La fine della guerra fredda, contrariamente a quanto spesso si pensa, non ha portato grandi cambiamenti nel mondo dell'intelligence: si è continuato a spiarsi come prima, amici o nemici che si fosse. Il cambiamento radicale si è verificato con l'emergere del terrorismo internazionale a livelli di offesa non prevedibili prima dell'11 settembre. Il mutato contesto ha comportato anche un radicale mutamento operativo. Sino a quel momento c'era stato il fronteggiarsi di strutture sostanzialmente simili, all'interno di un quadro operativo che, nonostante l'ostilità, riconosceva delle reciproche regole comportamentali. La contrapposizione non escludeva il dialogo e talvolta perfino la collaborazione. La minaccia terroristica si configura invece come un nemico che agisce nell'ombra, senza seguire alcuna regola almeno tacitamente condivisa dai contendenti; è un nemico imprevedibile, che mescola in una nuova singolare miscela aggressiva le tecnologie più avanzate e i mezzi di lotta e di comunicazione più arcaici.
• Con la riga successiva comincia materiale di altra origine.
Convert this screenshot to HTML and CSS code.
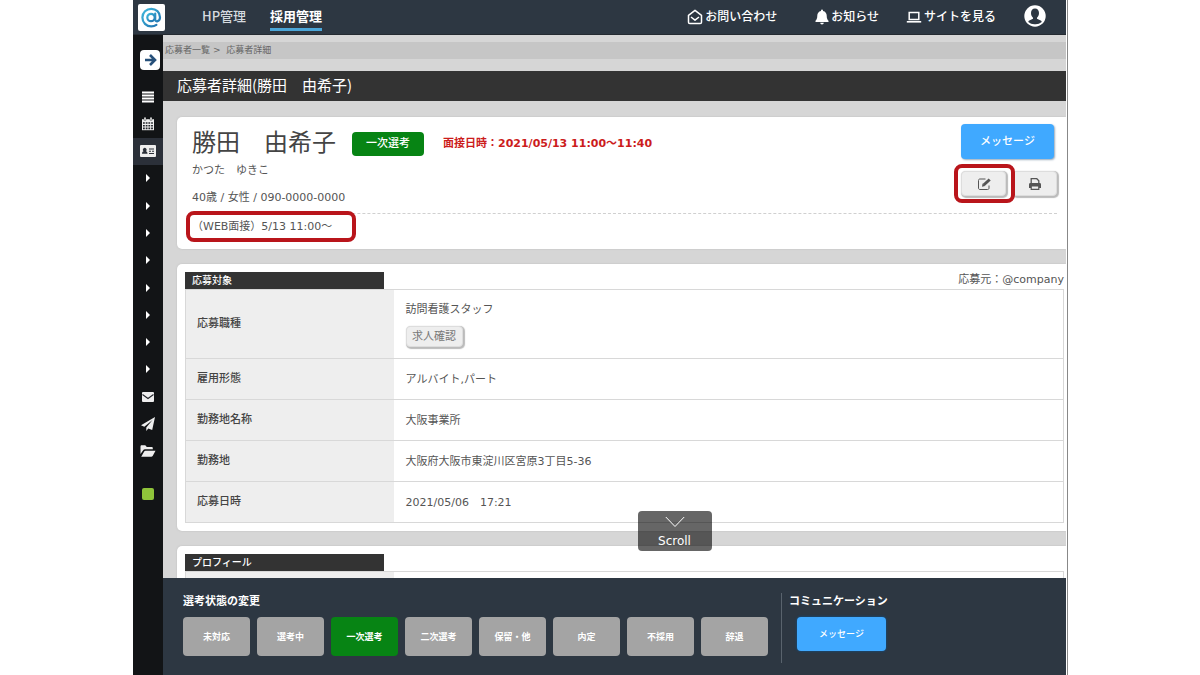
FILE: index.html
```html
<!DOCTYPE html>
<html lang="ja">
<head>
<meta charset="utf-8">
<title>応募者詳細</title>
<link rel="stylesheet" href="styles.css">
</head>
<body>
<div class="app">
  <header class="topbar">
    <a class="logo" href="#" aria-label="ホーム">
      <svg viewBox="0 0 27 27" width="27" height="27"><defs><linearGradient id="lg" x1="0" y1="0" x2="1" y2="1"><stop offset="0" stop-color="#3fb9dc"/><stop offset="1" stop-color="#1f6fae"/></linearGradient></defs><g fill="none" stroke="url(#lg)" stroke-width="2.200" stroke-linecap="round"><circle cx="13" cy="13.500" r="3.700"/><path d="M17.200 9.500v6.300c0 2.500 4.800 2 4.800-2.600 0-4.900-4-8.400-8.700-8.400-5 0-8.900 3.800-8.900 8.800s3.900 8.800 8.800 8.800c2.200 0 3.900-.6 5.200-1.500"/></g></svg>
    </a>
    <nav class="tabs">
      <a href="#">HP管理</a>
      <a class="current" href="#">採用管理</a>
    </nav>
    <nav class="tools">
      <a href="#"><svg viewBox="0 0 16 16" width="16" height="16" fill="none" stroke="#fff" stroke-width="1.500" stroke-linejoin="round"><path d="M1.500 6.300 8 1.300l6.500 5v7c0 .8-.5 1.300-1.300 1.300H2.800c-.8 0-1.300-.5-1.300-1.300zM4 8l4 3.200L12 8"/></svg>お問い合わせ</a>
      <a href="#"><svg viewBox="0 0 14 16" width="14" height="16" fill="#fff"><path d="M6 1.500a1 1 0 0 1 2 0v.4c2.400.5 3.700 2.300 3.700 4.700 0 3 .7 4.200 1.800 5.200v1.300H.5v-1.300c1.100-1 1.800-2.200 1.800-5.200C2.300 4.200 3.600 2.400 6 1.900zM5.200 13.800h3.600a1.800 1.800 0 0 1-3.600 0z"/></svg>お知らせ</a>
      <a href="#"><svg viewBox="0 0 16 16" width="16" height="16"><path d="M3.200 3.500h9.600v7H3.200z" fill="none" stroke="#fff" stroke-width="1.500"/><path d="M.8 12h14.400v1.600H.8z" fill="#fff"/></svg>サイトを見る</a>
      <a class="user" href="#" aria-label="アカウント"><svg viewBox="0 0 22 22" width="22" height="22"><circle cx="11" cy="11" r="10.700" fill="#fff"/><path d="M11 3.500c2.500 0 4 1.800 4 4.500 0 2-.8 3.700-2 4.700v1.100l3.700 1.600c.6.300 1 .8 1 1.500A9 9 0 0 1 11 19.300 9 9 0 0 1 4.300 16.900c0-.7.400-1.200 1-1.500L9 13.800v-1.100C7.800 11.700 7 10 7 8c0-2.700 1.500-4.500 4-4.500z" fill="#2d3742"/></svg></a>
    </nav>
  </header>

  <aside class="sidebar">
    <button class="expand" aria-label="メニューを開く"><svg viewBox="0 0 20 20" width="20" height="20" fill="none" stroke="#27507a" stroke-width="2.600"><path d="M5 10h9.500M10 5l5 5-5 5"/></svg></button>
    <nav class="menu">
      <a href="#" aria-label="メニュー"><svg viewBox="0 0 14 14" width="14" height="14" fill="#fff"><path d="M1 1.500h12v2H1zM1 4.500h12v2H1zM1 7.500h12v2H1zM1 10.500h12v2H1z"/></svg></a>
      <a href="#" aria-label="カレンダー"><svg viewBox="0 0 14 14" width="14" height="14"><path d="M1 2.200h12v11H1z" fill="#eee"/><path d="M3 .3h2v3H3zM9 .3h2v3H9z" fill="#eee" stroke="#121416" stroke-width=".4"/><path d="M2 5.200h1.800v1.600H2zM4.700 5.200h1.800v1.600H4.700zM7.400 5.200h1.800v1.600H7.400zM10.100 5.200h1.800v1.600h-1.800zM2 7.900h1.800v1.600H2zM4.700 7.900h1.800v1.600H4.700zM7.400 7.900h1.800v1.600H7.400zM10.100 7.900h1.800v1.600h-1.800zM2 10.600h1.800v1.600H2zM4.700 10.600h1.800v1.600H4.700zM7.400 10.600h1.800v1.600H7.400zM10.100 10.600h1.800v1.600h-1.800z" fill="#22252a"/></svg></a>
      <a class="current" href="#" aria-label="応募者"><svg viewBox="0 0 16 12" width="16" height="12"><rect width="16" height="12" rx="1" fill="#eee"/><path d="M2 8.800c0-1.600.7-2.200 1.600-2.500a1.900 1.900 0 1 1 2.300 0c.9.300 1.600.9 1.600 2.500zM9 3.500h5v1H9zM9 5.800h2v1H9zM12 5.800h2v1h-2zM9 8h5v1H9z" fill="#2b3039"/></svg></a>
      <a href="#" aria-label="項目1"><i class="caret"></i></a>
      <a href="#" aria-label="項目2"><i class="caret"></i></a>
      <a href="#" aria-label="項目3"><i class="caret"></i></a>
      <a href="#" aria-label="項目4"><i class="caret"></i></a>
      <a href="#" aria-label="項目5"><i class="caret"></i></a>
      <a href="#" aria-label="項目6"><i class="caret"></i></a>
      <a href="#" aria-label="項目7"><i class="caret"></i></a>
      <a href="#" aria-label="項目8"><i class="caret"></i></a>
      <a href="#" aria-label="メール"><svg viewBox="0 0 12 10" width="12" height="10"><rect width="12" height="10" rx="1" fill="#eee"/><path d="M.5 2.500 6 6.500l5.500-4" fill="none" stroke="#22252a" stroke-width="1.100"/></svg></a>
      <a href="#" aria-label="送信"><svg viewBox="0 0 14 14" width="14" height="14" fill="#eee"><path d="M14 0 0 8.200l3.300 1.500L11.500 3 5.300 10.400V14l2-2.500 3.900 1.600z"/></svg></a>
      <a href="#" aria-label="フォルダ"><svg viewBox="0 0 16 12" width="16" height="12" fill="#eee"><path d="M.5 9V1.500C.5.700 1 .3 1.700.3h3.600L6.800 2h4.800c.8 0 1.200.4 1.200 1.200v1H5.200c-1 0-1.700.4-2.200 1.200zM1.200 11.700l3-5.200c.3-.6.7-.8 1.300-.8H15.500l-2.700 5c-.4.700-.9 1-1.600 1z"/></svg></a>
    </nav>
    <span class="status"></span>
  </aside>

  <main class="main">
    <div class="crumbs"><a href="#">応募者一覧</a> &gt;&nbsp; <a href="#">応募者詳細</a></div>
    <h1 class="title">応募者詳細(勝田　由希子)</h1>

    <div class="cards">
      <section class="card profile">
        <div class="person">
          <div class="identity">
            <div class="name-row">
              <h2>勝田　由希子</h2>
              <span class="tag">一次選考</span>
              <span class="schedule">面接日時：2021/05/13 11:00～11:40</span>
            </div>
            <p class="kana">かつた　ゆきこ</p>
            <p class="facts">40歳 / 女性 / 090-0000-0000</p>
          </div>
          <div class="actions">
            <button class="btn-blue">メッセージ</button>
            <div class="icon-buttons">
              <button class="btn-grey marked" aria-label="編集"><svg viewBox="0 0 14 14" width="14" height="14" fill="none" stroke="#555"><path d="M8.500 2H3C2 2 1.500 2.500 1.500 3.500V11c0 1 .5 1.500 1.500 1.500h7.500c1 0 1.500-.5 1.500-1.500V8.500"/><path d="M12.700 2.500 6.700 8" stroke-width="3"/><path d="M5.600 6.500 5 9.700l3-.8z" fill="#555" stroke="none"/></svg></button>
              <button class="btn-grey" aria-label="印刷"><svg viewBox="0 0 14 14" width="14" height="14"><path d="M3.200 6V1.700h5.600l2 2V6" fill="none" stroke="#555" stroke-width="1.300"/><path d="M1 7.500C1 6.500 1.500 6 2.500 6h9c1 0 1.500.5 1.500 1.500V11H1z" fill="#555"/><path d="M3.200 9h7.600v3.300H3.200z" fill="#eee" stroke="#555" stroke-width="1.200"/></svg></button>
            </div>
          </div>
        </div>
        <p class="note"><span>（WEB面接）5/13 11:00～</span></p>
      </section>

      <section class="card">
        <div class="card-head"><h3>応募対象</h3><span class="source">応募元：@company</span></div>
        <table>
          <tr><th scope="row">応募職種</th><td>訪問看護スタッフ<br><button class="btn-grey job">求人確認</button></td></tr>
          <tr><th scope="row">雇用形態</th><td>アルバイト,パート</td></tr>
          <tr><th scope="row">勤務地名称</th><td>大阪事業所</td></tr>
          <tr><th scope="row">勤務地</th><td>大阪府大阪市東淀川区宮原3丁目5-36</td></tr>
          <tr><th scope="row">応募日時</th><td>2021/05/06　17:21</td></tr>
        </table>
      </section>

      <section class="card">
        <div class="card-head"><h3>プロフィール</h3></div>
        <table><tr><th scope="row"></th><td></td></tr></table>
      </section>
    </div>
    <button class="scroll"><svg viewBox="0 0 20 12" width="20" height="12" fill="none" stroke="#fff"><path d="M.8 1 10 10.500 19.200 1"/></svg>Scroll</button>
  </main>

  <footer class="footer">
    <section class="states">
      <h2>選考状態の変更</h2>
      <div class="state-buttons">
        <button>未対応</button>
        <button>選考中</button>
        <button class="current">一次選考</button>
        <button>二次選考</button>
        <button>保留・他</button>
        <button>内定</button>
        <button>不採用</button>
        <button>辞退</button>
      </div>
    </section>
    <section class="communication">
      <h2>コミュニケーション</h2>
      <button class="btn-blue">メッセージ</button>
    </section>
  </footer>
</div>
</body>
</html>
```
FILE: styles.css
```css
* { box-sizing: border-box; }

body {
  margin: 0;
  padding: 0 132px 0 133px;
  background: #fff;
  color: #555;
  font: 11px/16px "DejaVu Sans", "Noto Sans CJK JP", sans-serif;
}

h1, h2, h3, p { margin: 0; }
a { color: inherit; text-decoration: none; }
svg { display: block; flex: none; }

button {
  display: flex;
  align-items: center;
  justify-content: center;
  padding: 0;
  border: 0;
  font: inherit;
  color: inherit;
  white-space: nowrap;
}

.app {
  display: grid;
  grid-template: 35px minmax(0, 1fr) 97px / 30px minmax(0, 1fr);
  height: 100vh;
  padding-right: 1px;
  border-right: 1px solid #888;
}

/* top bar */
.topbar {
  grid-column: 1 / -1;
  display: flex;
  align-items: center;
  padding-left: 5px;
  background: #2d3742;
  border-bottom: 1px solid #242a31;
  color: #fff;
}

.logo { background: #fff; border-radius: 2px; }

.tabs {
  display: flex;
  gap: 24px;
  margin-left: 37px;
  padding-top: 1px;
  font: 500 13px/22px "Noto Sans CJK JP", sans-serif;
}

.tabs a { padding-bottom: 1px; border-bottom: 3px solid transparent; color: #d5dadf; }
.tabs .current { border-color: #4ba6d8; color: #fff; font-weight: 700; }

.tools {
  display: flex;
  align-items: center;
  margin-left: auto;
  padding-right: 20px;
  font-size: 12px;
  font-weight: 500;
}

.tools a { display: flex; align-items: center; gap: 2px; margin-left: 38px; }
.tools a + a + a { margin-left: 27px; }
.tools a.user { margin-left: 28px; margin-bottom: 2px; }

/* sidebar */
.sidebar {
  grid-row: 2 / 4;
  display: flex;
  flex-direction: column;
  align-items: center;
  padding-top: 15px;
  background: #121416;
}

.expand { width: 20px; height: 20px; margin-left: 3px; border-radius: 4px; background: #fff; }

.menu {
  display: grid;
  grid-template-rows: repeat(14, 1fr);
  width: 100%;
  height: 382px;
  margin-top: 13px;
}

.menu a { display: grid; place-items: center; }
.menu .current { background: #2b3039; }
.caret { border: solid transparent; border-width: 4px 0 4px 4px; border-left-color: #fff; }
.status { width: 12px; height: 12px; margin-top: 23px; border-radius: 2px; background: #8fc43a; }

/* main area */
.main { position: relative; overflow: hidden; background: #d6d6d6; }

.crumbs {
  margin: 7px 0 12px;
  padding-left: 2px;
  background: #c6c6c6;
  color: #666;
  font-size: 9px;
  line-height: 17px;
}

.title {
  padding: 0 14px 2px;
  background: #333;
  color: #fff;
  font: 400 15px/28px "Noto Sans CJK JP", sans-serif;
}

.cards { display: grid; gap: 15px; padding: 16px 0 0 14px; }

.card {
  padding: 8px 2px 8px 8px;
  border-radius: 5px 0 0 5px;
  background: #fff;
  box-shadow: 0 0 2px #bbb;
}

.profile { padding: 7px 9px 14px 15px; }
.person { display: flex; justify-content: space-between; height: 90px; border-bottom: 1px dashed #d0d0d0; }
.name-row { display: flex; align-items: flex-start; height: 38px; }
.name-row h2 { color: #444; font: 400 24px/34px "Noto Sans CJK JP", sans-serif; }

.tag {
  margin: 8px 19px 0 16px;
  padding: 0 14px;
  border-radius: 4px;
  background: #078414;
  color: #fff;
  font-weight: 500;
  line-height: 24px;
}

.schedule { margin-top: 12px; color: #cc1c1c; font-weight: 700; }
.kana { line-height: 18px; }
.facts { margin-top: 10px; }

.btn-blue {
  width: 93px;
  height: 35px;
  border-radius: 4px;
  background: #40a9ff;
  box-shadow: 1px 1px 2px #9ab;
  color: #fff;
  font-weight: 500;
}

.icon-buttons { display: flex; gap: 6px; margin-top: 12px; }

.btn-grey {
  width: 45px;
  height: 25px;
  border: 1px solid #ddd;
  border-radius: 4px;
  background: #eee;
  box-shadow: 1px 1px 1px 1px #bbb;
}

.marked, .note span { position: relative; }

.marked::after, .note span::after {
  content: "";
  position: absolute;
  inset: -8px -10px -8px -8px;
  border: 4px solid #b9151b;
  border-radius: 8px;
}

.note { padding-top: 5px; }
.note span { display: inline-block; }
.note span::after { inset: -8px -24px -7px -6px; }

.card-head { display: flex; justify-content: space-between; height: 17px; }

.card-head h3 {
  width: 199px;
  padding-left: 7px;
  background: #333;
  color: #fff;
  font-size: 10px;
  font-weight: 500;
  line-height: 17px;
}

table { width: 100%; border-collapse: collapse; border: 1px solid #d8d8d8; }
tr { height: 41px; border-top: 1px solid #d8d8d8; }
th { width: 208px; padding: 0 11px; background: #eee; color: #444; text-align: left; font-weight: 500; }
td { padding: 12px 12px 11px; }
.job { width: 57px; height: 21px; margin-top: 8px; color: #777; }

.scroll {
  position: absolute;
  bottom: 27px;
  left: 50%;
  flex-direction: column;
  gap: 5px;
  width: 74px;
  height: 40px;
  margin-left: 23px;
  padding-top: 2px;
  border-radius: 4px;
  background: rgba(0, 0, 0, .6);
  color: #fff;
  font-size: 12px;
}

/* bottom bar */
.footer { display: flex; padding: 15px 20px; background: #2d3742; color: #fff; }
.footer h2 { font-size: 11px; font-weight: 700; line-height: 18px; }
.state-buttons { display: flex; gap: 7px; margin-top: 6px; }

.state-buttons button {
  width: 67px;
  height: 39px;
  border-radius: 4px;
  background: #a4a4a4;
  font-size: 9px;
  font-weight: 700;
}

.state-buttons .current { background: #078414; }
.communication { height: 70px; margin-left: 13px; padding-left: 7px; border-left: 1px solid #59636d; }

.communication .btn-blue {
  width: 89px;
  height: 34px;
  margin: 6px 0 0 8px;
  box-shadow: 0 0 2px 1px #1c4468;
  font-size: 9px;
}
```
È soprattutto, in virtù di una coesione etnica e religiosa, un nemico impenetrabile, in cui è estremamente difficile infiltrare propri agenti. Parimenti, per le forti motivazioni ideologiche che caratterizzano i suoi adepti, è improbabile riuscire a reclutare con promesse di denaro qualche suo membro al fine di essere informati di quanto si trama. E per fronteggiare questo nuovo occulto pericolo da più parti si solleva la richiesta di concedere sempre maggiore potere ed autonomia agli organi di informazione e sicurezza. Potere ed autonomia che, se da una parte possono ostacolare la minaccia terroristica, dall'altra possono rivelarsi essi stessi una minaccia per la libertà individuale di ogni cittadino e per la tutela dei suoi diritti costituzionali. È su questo difficile piano che si colloca ogni ridefinizione politica dell'ambito di intervento e del potere di azione dei servizi segreti nelle democrazie occidentali. Preservare la libertà dei cittadini, anche esponendoli a possibili minacce, o garantire al massimo la loro tutela, anche sacrificando, almeno in parte, la loro libertà?